▸ **Short task**
Leaving out all pictures, please print only the lines from the one containing "Give me the React, TypeScript" through the one containing "string; open: boolean;".
## begin Dataset entries
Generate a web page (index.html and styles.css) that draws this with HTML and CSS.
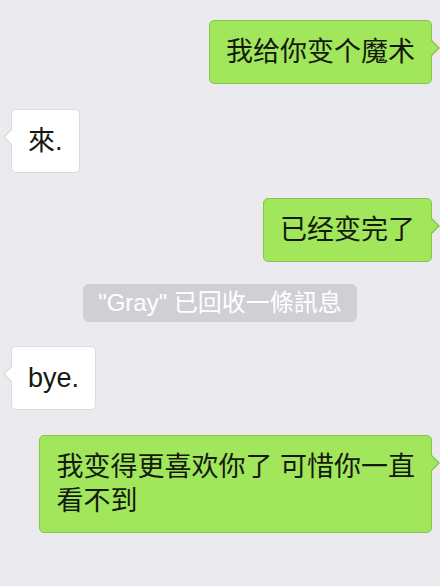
FILE: index.html
```html
<!DOCTYPE html>
<html lang="zh">
<head>
<meta charset="utf-8">
<link rel="stylesheet" href="styles.css">
</head>
<body>
<div class="chat">
  <div class="row row-me">
    <div class="bubble bubble-me">我给你变个魔术</div>
  </div>
  <div class="row row-other">
    <div class="bubble bubble-other">來.</div>
  </div>
  <div class="row row-me">
    <div class="bubble bubble-me">已经变完了</div>
  </div>
  <div class="row row-system">
    <div class="system">"Gray" 已回收一條訊息</div>
  </div>
  <div class="row row-other">
    <div class="bubble bubble-other">bye.</div>
  </div>
  <div class="row row-me">
    <div class="bubble bubble-me">我变得更喜欢你了 可惜你一直<br>看不到</div>
  </div>
</div>
</body>
</html>
```
FILE: styles.css
```css
html, body {
  margin: 0;
  padding: 0;
  background: #ebeaee;
}

body {
  width: 440px;
  height: 586px;
  overflow: hidden;
  font-family: "Liberation Sans", "Noto Sans CJK SC", "Noto Sans CJK TC", sans-serif;
}

.chat {
  display: flex;
  flex-direction: column;
  gap: 25px;
  padding: 20px 8px 0 11px;
}

.row {
  display: flex;
}

.row-me {
  justify-content: flex-end;
}

.row-other {
  justify-content: flex-start;
}

.row-system {
  justify-content: center;
  margin: -3px -8px -1px -11px;
}

.bubble {
  position: relative;
  font-size: 27px;
  line-height: 34px;
  padding: 14px 16px;
  border-radius: 5px;
  white-space: nowrap;
  color: #141a10;
}

.bubble-me {
  background: #a1e65b;
  border: 1px solid #88c451;
}

.bubble-other {
  background: #ffffff;
  border: 1px solid #dcdcdc;
}

.bubble::before,
.bubble::after {
  content: "";
  position: absolute;
  top: 19px;
  width: 0;
  height: 0;
  border-top: 8px solid transparent;
  border-bottom: 8px solid transparent;
}

.bubble-me::before {
  right: -9px;
  border-left: 8px solid #88c451;
}

.bubble-me::after {
  right: -7px;
  border-left: 7px solid #a1e65b;
  border-top-width: 7px;
  border-bottom-width: 7px;
  top: 20px;
}

.bubble-other::before {
  left: -9px;
  border-right: 8px solid #dcdcdc;
}

.bubble-other::after {
  left: -7px;
  border-right: 7px solid #ffffff;
  border-top-width: 7px;
  border-bottom-width: 7px;
  top: 20px;
}

.system {
  background: #d0cfd3;
  color: #ffffff;
  font-size: 24px;
  line-height: 34px;
  padding: 2px 15px;
  border-radius: 6px;
  white-space: nowrap;
}
```
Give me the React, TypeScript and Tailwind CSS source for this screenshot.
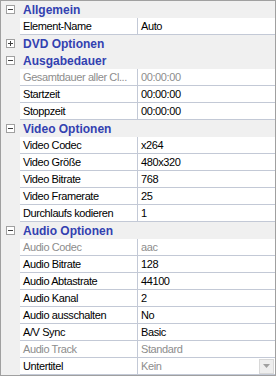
import React from 'react';

type Prop = { name: string; value: string; disabled?: boolean; dropdown?: boolean };
type Group = { title: string; open: boolean; items: Prop[] };

const groups: Group[] = [
    { title: 'Allgemein', open: true, items: [{ name: 'Element-Name', value: 'Auto' }] },
    { title: 'DVD Optionen', open: false, items: [] },
    {
        title: 'Ausgabedauer',
        open: true,
        items: [
            { name: 'Gesamtdauer aller Cl...', value: '00:00:00', disabled: true },
            { name: 'Startzeit', value: '00:00:00' },
            { name: 'Stoppzeit', value: '00:00:00' },
        ],
    },
    {
        title: 'Video Optionen',
        open: true,
        items: [
            { name: 'Video Codec', value: 'x264' },
            { name: 'Video Größe', value: '480x320' },
            { name: 'Video Bitrate', value: '768' },
            { name: 'Video Framerate', value: '25' },
            { name: 'Durchlaufs kodieren', value: '1' },
        ],
    },
    {
        title: 'Audio Optionen',
        open: true,
        items: [
            { name: 'Audio Codec', value: 'aac', disabled: true },
            { name: 'Audio Bitrate', value: '128' },
            { name: 'Audio Abtastrate', value: '44100' },
            { name: 'Audio Kanal', value: '2' },
            { name: 'Audio ausschalten', value: 'No' },
            { name: 'A/V Sync', value: 'Basic' },
            { name: 'Audio Track', value: 'Standard', disabled: true },
            { name: 'Untertitel', value: 'Kein', dropdown: true },
        ],
    },
];

const Toggle: React.FC<{ open: boolean }> = ({ open }) => (
    <div className="w-[9px] h-[9px] border border-[#a0a0a0] bg-white flex items-center justify-center relative">
        <div className="w-[5px] h-px bg-[#404040]" />
        {!open && <div className="absolute w-px h-[5px] bg-[#404040]" />}
    </div>
);

export default function App() {
    return (
        <div
            className="w-[276px] h-[376px] border border-[#a0a0a0] bg-[#f0f0f0] overflow-hidden text-[11px] leading-none tracking-[-0.4px] text-black"
            style={{ fontFamily: '"Liberation Sans", Arial, sans-serif' }}
        >
            {groups.map(g => (
                <div key={g.title}>
                    <div className="h-[17px] flex items-center">
                        <div className="w-[19px] flex justify-center">
                            <Toggle open={g.open} />
                        </div>
                        <span className="pl-[3px] text-[12px] tracking-normal font-bold text-[#3341b0]">{g.title}</span>
                    </div>
                    {g.open && g.items.map(p => (
                        <div key={p.name} className="h-[17px] flex">
                            <div className="w-[19px] shrink-0" />
                            <div
                                className={`w-[118px] shrink-0 bg-white border-b border-r border-[#c3c9d6] pl-[3px] flex items-center whitespace-nowrap overflow-hidden ${p.disabled ? 'text-[#8d8d8d]' : ''}`}
                            >
                                {p.name}
                            </div>
                            <div
                                className={`flex-1 bg-white border-b border-[#c3c9d6] pl-[3px] flex items-center ${p.disabled || p.dropdown ? 'text-[#8d8d8d]' : ''}`}
                            >
                                <span className="flex-1">{p.value}</span>
                                {p.dropdown && (
                                    <div className="w-[15px] h-[15px] mr-px bg-[#eeeeee] border border-[#d8d8d8] flex items-center justify-center">
                                        <svg width="7" height="4" viewBox="0 0 7 4">
                                            <path d="M0 0h7L3.5 4z" fill="#a0a0a0" />
                                        </svg>
                                    </div>
                                )}
                            </div>
                        </div>
                    ))}
                </div>
            ))}
        </div>
    );
}
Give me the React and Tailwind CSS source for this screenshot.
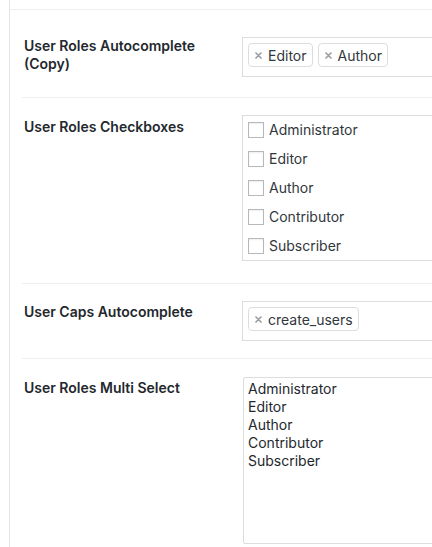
## end Dataset entries
▸ **The output**
Give me the React, TypeScript and Tailwind CSS source for this screenshot.
import React from 'react';

type Prop = { name: string; value: string; disabled?: boolean; dropdown?: boolean };
type Group = { title: string; open: boolean; items: Prop[] };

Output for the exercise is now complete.